Key Takeaway: Stock control must be tailored to the production method to ensure Productive Efficiency.
5. Impact and Importance: Why bother?
Why is the OCR syllabus so obsessed with stock? Because it hits the Bottom Line (Profit!).
The Importance of Good Stock Control:
1. Improves Cash Flow: Money tied up in a warehouse is money that can't be used to pay workers or buy new machines.
2. Reduces Waste: Especially important for perishable goods (food) or fast-moving tech (which becomes obsolete quickly).
3. Customer Satisfaction: If you have it in stock, you can sell it. If you don't, they’ll go to your competitor.
4. Efficiency: Smooth stock levels mean the production line never has to stop and wait for a delivery.
Common Mistakes to Avoid:
- Don't assume "More stock = Better." Too much stock increases your opportunity cost (you could have spent that money elsewhere).
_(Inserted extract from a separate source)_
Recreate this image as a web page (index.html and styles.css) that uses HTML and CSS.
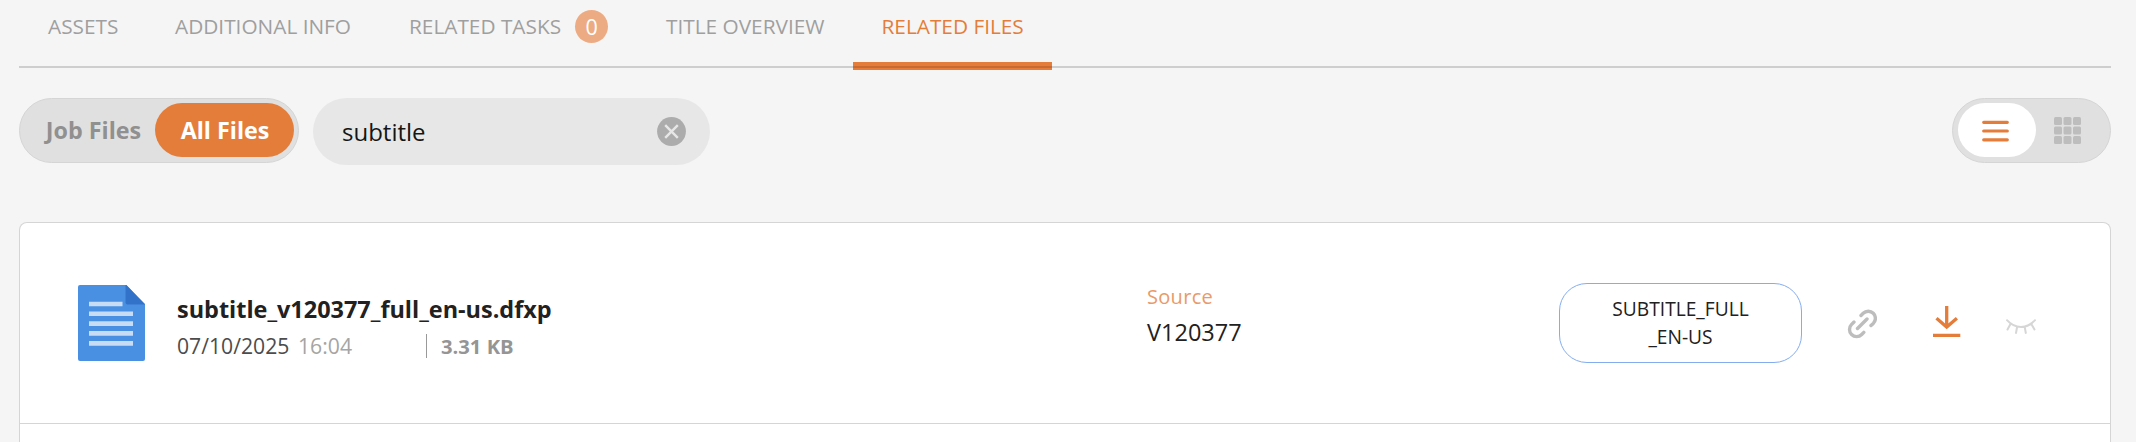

- Don't forget the Buffer. Relying on JIT without a "Plan B" can lead to disaster if there is a strike or a snowstorm that stops deliveries.
Summary: The Quick Check-List
- Can you define Lead Time and Buffer Stock?
- Can you explain why JIT helps with Productive Efficiency?
- Do you understand that the Reorder Level is a quantity, not a time?
- Can you identify one electronic method of stock control?
Don't worry if this seems like a lot of terms! Just remember: Stock control is simply about having the right stuff, in the right place, at the right time. Master the chart, and you've mastered the chapter!